Not for me, at least. I maintained my ties with the other community I’d been plugged into (social dancing) and kept in good touch with my family (it helps that I have a really good family). As with the above example, the social path of least resistance would have been to just be friends with the same network of people in one’s work orbit, but there wasn’t anything beyond that level of gravity in effect for me.
Claim: CFAR got way too far into Shiny-Woo-Adjacent-Flavor-Of-The-Week.
This is a unfair framing… because I agree with Jessica’s claim 100%. Besides Kegan Levels and the MAPLE dalliance, there was the Circling phase and probably much else I wasn’t around for.
As for causes, I’ve been of the opinion that Anna Salamon has a lot of strengths around communicating ideas, but that her hiring has had as many hits as misses. There’s massive churn, people come in with their Big Ideas and nobody to stop them, and also people come in who aren’t in a good emotional place for their responsibilities. I think CFAR would be better off if Anna delegated hiring to someone else. [EDIT: Vaniver corrects me to say that Pete Michaud has been mostly in charge of hiring for the past several years, in which case I’m criticizing him rather than Anna for any bad hiring decisions during that time.]
Overall Thoughts
Essentially, I think there’s one big difference between issues with MIRI/CFAR and issues at Leverage:
The actions of CFAR/MIRI harmed people unintentionally, as evidenced by the result that people burned out and left quickly and with high frequency. The churn, especially in CFAR, hurt the mission, so it was definitely not the successful result of any strategic process.

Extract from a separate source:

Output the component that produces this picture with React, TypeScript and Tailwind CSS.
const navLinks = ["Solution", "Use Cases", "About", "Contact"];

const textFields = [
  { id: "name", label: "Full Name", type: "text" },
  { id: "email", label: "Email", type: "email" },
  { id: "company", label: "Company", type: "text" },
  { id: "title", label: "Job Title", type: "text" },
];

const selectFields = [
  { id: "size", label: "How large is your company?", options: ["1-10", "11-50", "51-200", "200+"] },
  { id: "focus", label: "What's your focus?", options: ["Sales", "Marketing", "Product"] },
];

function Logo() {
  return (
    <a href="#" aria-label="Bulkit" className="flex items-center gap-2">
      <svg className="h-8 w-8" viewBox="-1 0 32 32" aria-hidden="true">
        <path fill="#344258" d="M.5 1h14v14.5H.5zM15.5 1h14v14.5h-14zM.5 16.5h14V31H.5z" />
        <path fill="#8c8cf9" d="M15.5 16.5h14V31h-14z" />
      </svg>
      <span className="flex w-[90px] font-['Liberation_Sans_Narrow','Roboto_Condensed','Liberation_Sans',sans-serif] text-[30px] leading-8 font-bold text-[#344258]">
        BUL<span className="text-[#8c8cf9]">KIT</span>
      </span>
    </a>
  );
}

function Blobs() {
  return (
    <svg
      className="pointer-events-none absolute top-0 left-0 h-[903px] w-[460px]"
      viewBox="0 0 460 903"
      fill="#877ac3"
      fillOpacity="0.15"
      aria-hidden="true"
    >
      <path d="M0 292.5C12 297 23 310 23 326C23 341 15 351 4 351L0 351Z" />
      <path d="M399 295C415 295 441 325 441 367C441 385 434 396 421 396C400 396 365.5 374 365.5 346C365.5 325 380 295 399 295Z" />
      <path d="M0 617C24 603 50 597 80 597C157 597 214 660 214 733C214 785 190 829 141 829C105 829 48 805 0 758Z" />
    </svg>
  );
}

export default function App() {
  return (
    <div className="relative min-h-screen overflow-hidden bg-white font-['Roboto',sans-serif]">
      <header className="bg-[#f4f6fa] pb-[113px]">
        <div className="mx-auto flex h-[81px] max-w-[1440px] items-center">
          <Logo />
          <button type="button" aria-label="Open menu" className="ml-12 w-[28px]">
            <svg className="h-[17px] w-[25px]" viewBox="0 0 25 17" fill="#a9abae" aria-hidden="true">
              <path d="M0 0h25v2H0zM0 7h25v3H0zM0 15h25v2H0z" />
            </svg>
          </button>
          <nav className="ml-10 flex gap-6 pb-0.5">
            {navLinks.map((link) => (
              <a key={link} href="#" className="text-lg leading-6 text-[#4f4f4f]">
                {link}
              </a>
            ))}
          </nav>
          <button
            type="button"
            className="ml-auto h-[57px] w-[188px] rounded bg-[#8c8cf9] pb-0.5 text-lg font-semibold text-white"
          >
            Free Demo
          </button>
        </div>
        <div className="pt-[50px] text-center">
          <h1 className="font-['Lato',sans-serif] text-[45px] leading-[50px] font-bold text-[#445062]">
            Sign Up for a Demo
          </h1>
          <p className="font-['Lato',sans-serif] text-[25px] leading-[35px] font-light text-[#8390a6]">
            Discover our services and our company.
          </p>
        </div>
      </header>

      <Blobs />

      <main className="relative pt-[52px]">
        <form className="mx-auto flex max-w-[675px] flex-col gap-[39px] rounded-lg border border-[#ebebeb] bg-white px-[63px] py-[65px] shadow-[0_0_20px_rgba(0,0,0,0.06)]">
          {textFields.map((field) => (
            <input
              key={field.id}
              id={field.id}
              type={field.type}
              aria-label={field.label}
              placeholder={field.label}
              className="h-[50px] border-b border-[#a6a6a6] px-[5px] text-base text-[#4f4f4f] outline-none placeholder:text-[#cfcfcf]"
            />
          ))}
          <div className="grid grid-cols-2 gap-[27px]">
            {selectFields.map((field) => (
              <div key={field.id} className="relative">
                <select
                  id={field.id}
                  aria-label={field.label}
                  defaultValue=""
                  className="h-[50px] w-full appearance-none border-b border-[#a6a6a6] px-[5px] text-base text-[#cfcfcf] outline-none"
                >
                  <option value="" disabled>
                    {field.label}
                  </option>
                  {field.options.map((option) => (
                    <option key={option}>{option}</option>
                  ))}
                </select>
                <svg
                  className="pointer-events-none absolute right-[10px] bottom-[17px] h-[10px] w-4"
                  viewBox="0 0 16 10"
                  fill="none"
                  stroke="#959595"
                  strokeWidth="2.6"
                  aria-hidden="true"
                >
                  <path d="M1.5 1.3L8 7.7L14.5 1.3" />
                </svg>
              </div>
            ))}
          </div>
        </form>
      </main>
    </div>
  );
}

Geoff Anders and others at Leverage harmed people intentionally, in ways that were intended to maintain control over those people. And to a large extent, that seems to have succeeded until Leverage fell apart.
Specifically, [accidentally triggering psychotic mental states by conveying a strange but honestly held worldview without adding adequate safeties] is different from [intentionally triggering psychotic mental states in order to pull people closer and prevent them from leaving], which is Zoe’s accusation. Even if it’s possible for a mental breakdown to be benign under the right circumstances, and even if an unplanned one is more likely to result in very very wrong circumstances, I’m far more terrified of a group that strategically plans for its members to have psychosis with the intent of molding those members further toward the group’s mission.

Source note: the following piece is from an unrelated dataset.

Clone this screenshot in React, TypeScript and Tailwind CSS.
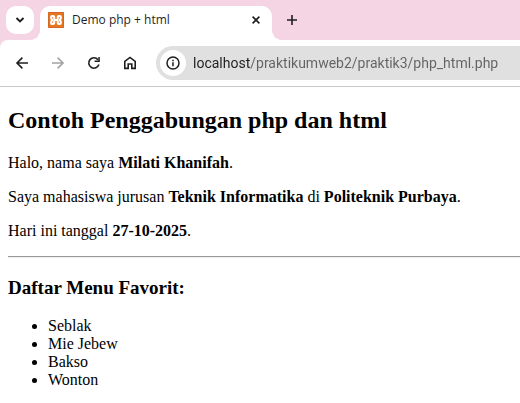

Unintentional harm is still harm, of course! It might have even been greater harm in total! But it makes a big difference when it comes to assessing how realistic a project of reform might be.
There are surely some deep reforms along these lines that CFAR/MIRI must consider. For one thing: scrupulosity, in the context of AI safety, seems to be a common thread in several of these breakdowns. I’ve taken this seriously enough in the past to post extensively on it here. I’d like CFAR/MIRI leadership to carefully update on how scrupulosity hurts both their people and their mission, and think about changes beyond surface-level things like adding a curriculum on scrupulosity. The actual incentives ought to change.
Finally, a good amount of Jessica’s post (similarly to Zoe’s post) concerns her inner experiences, on which she is the undisputed expert. I’m not ignoring those parts above. I just can’t say anything about them, merely that as a third person observer it’s much easier to discuss the external realities than the internal ones. (Likewise with Zoe and Leverage.)